====== DATA EXCERPT ======
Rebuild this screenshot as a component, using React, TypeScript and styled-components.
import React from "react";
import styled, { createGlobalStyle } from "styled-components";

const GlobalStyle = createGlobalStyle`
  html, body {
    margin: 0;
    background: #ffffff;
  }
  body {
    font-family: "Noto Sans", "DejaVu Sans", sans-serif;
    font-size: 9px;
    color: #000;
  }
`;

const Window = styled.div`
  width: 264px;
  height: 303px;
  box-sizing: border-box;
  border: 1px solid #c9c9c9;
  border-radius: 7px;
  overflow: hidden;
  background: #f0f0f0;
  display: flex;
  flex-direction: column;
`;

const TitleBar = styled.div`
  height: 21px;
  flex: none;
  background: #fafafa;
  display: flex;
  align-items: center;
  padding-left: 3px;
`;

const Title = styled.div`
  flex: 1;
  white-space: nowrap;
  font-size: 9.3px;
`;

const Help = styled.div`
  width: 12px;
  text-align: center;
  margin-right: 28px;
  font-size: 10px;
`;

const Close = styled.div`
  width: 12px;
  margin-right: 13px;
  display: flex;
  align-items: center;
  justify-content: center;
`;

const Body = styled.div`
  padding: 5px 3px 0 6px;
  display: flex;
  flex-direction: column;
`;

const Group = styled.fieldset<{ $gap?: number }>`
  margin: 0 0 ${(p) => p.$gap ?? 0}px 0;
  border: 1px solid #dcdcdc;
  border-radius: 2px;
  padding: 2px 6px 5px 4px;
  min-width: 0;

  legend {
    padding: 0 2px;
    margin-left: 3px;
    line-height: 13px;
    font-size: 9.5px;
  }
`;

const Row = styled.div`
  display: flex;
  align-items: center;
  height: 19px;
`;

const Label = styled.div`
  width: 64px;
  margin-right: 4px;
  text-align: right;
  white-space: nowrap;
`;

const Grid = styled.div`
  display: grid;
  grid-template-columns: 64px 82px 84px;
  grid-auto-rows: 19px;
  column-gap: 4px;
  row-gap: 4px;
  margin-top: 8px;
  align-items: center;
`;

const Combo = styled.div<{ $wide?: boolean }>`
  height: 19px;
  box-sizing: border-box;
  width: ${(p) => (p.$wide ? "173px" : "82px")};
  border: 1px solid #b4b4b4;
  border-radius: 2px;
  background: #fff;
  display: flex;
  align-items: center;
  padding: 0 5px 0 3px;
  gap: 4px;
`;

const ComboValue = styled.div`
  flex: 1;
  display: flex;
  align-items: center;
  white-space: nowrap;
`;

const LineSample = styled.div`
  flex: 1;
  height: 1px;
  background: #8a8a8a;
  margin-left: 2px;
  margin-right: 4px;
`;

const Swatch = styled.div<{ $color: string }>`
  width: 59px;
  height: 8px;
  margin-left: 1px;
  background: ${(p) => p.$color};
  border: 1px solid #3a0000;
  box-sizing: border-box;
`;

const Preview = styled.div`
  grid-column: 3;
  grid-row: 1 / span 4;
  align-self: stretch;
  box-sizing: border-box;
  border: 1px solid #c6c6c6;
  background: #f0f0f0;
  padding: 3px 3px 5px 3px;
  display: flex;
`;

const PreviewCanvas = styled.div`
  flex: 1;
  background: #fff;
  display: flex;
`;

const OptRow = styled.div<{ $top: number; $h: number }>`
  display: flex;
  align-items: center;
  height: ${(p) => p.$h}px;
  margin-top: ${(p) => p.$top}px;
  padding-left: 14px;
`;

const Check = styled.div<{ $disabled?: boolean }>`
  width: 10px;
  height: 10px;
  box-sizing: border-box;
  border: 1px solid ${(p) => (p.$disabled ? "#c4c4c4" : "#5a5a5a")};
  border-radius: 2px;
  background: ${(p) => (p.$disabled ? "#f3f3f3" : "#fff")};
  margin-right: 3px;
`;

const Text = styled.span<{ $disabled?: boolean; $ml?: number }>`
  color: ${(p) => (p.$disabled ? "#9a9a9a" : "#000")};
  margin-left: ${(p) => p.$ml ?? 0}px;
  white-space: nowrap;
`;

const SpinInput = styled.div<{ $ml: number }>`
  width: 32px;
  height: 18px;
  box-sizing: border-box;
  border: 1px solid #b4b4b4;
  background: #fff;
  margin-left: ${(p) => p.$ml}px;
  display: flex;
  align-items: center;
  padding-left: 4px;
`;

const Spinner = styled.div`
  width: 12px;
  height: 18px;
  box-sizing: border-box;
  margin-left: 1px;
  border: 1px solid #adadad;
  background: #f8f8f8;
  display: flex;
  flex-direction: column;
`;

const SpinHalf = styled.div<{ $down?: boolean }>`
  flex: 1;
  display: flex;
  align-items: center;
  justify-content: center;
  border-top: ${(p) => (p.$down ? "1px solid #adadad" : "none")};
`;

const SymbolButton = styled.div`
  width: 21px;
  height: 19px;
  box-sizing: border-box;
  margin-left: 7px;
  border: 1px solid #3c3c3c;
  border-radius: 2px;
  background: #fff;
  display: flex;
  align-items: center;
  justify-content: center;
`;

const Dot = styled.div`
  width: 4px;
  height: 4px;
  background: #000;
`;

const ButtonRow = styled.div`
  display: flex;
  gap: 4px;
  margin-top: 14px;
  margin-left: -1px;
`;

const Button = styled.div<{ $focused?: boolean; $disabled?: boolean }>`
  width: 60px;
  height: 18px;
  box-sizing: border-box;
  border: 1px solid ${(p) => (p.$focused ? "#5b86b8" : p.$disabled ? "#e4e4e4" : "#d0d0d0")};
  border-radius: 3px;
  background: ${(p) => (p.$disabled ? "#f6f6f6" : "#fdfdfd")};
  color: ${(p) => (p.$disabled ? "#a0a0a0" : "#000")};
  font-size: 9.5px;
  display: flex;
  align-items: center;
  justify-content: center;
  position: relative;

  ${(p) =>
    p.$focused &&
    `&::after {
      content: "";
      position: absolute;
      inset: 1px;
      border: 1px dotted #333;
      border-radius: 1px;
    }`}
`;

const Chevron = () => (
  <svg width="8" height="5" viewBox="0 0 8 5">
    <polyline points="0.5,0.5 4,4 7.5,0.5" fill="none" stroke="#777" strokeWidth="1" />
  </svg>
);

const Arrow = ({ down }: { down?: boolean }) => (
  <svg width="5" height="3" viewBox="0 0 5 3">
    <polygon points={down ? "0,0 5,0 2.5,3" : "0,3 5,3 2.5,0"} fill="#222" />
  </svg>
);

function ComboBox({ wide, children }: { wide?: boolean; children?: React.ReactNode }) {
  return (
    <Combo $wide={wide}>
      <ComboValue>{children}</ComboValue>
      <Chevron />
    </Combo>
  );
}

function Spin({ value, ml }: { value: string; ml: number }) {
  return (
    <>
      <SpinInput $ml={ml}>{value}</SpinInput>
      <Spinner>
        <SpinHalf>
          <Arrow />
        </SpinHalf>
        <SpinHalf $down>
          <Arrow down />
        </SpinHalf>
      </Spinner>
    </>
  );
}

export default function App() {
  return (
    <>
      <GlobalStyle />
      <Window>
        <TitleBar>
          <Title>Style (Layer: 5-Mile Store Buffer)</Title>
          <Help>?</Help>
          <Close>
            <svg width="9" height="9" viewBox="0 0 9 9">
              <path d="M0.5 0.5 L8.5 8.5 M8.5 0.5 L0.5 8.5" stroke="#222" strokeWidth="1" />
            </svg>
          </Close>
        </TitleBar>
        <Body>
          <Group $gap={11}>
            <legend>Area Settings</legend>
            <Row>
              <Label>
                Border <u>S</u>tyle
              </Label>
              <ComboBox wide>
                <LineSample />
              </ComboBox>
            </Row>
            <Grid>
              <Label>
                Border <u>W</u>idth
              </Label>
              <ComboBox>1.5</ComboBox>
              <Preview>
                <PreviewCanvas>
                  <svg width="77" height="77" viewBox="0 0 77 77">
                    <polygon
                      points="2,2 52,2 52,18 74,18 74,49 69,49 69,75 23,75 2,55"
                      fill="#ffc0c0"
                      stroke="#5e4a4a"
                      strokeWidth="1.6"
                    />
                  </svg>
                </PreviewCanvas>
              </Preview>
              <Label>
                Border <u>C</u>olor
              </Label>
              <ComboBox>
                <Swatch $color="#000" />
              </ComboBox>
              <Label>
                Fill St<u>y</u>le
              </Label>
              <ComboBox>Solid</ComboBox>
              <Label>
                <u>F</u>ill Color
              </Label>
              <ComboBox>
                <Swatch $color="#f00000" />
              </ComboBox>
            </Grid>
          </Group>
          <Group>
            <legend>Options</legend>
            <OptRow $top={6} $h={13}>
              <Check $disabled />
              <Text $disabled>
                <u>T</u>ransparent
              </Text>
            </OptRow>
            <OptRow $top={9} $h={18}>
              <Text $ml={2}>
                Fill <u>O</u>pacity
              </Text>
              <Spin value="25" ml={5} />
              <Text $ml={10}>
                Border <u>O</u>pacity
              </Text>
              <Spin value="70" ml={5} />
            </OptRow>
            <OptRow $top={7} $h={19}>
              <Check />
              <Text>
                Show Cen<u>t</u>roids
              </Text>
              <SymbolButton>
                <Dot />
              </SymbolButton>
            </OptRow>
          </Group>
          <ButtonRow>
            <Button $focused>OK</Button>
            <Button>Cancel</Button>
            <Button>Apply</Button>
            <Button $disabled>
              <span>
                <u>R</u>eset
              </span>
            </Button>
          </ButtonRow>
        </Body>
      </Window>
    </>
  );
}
======
§ WHAT TO PRODUCE
Show every line from the listing above in which the string "React" appears.

§ RESPONSE FOR THIS EXERCISE
Rebuild this screenshot as a component, using React, TypeScript and styled-components.
import React from "react";
function ComboBox({ wide, children }: { wide?: boolean; children?: React.ReactNode }) {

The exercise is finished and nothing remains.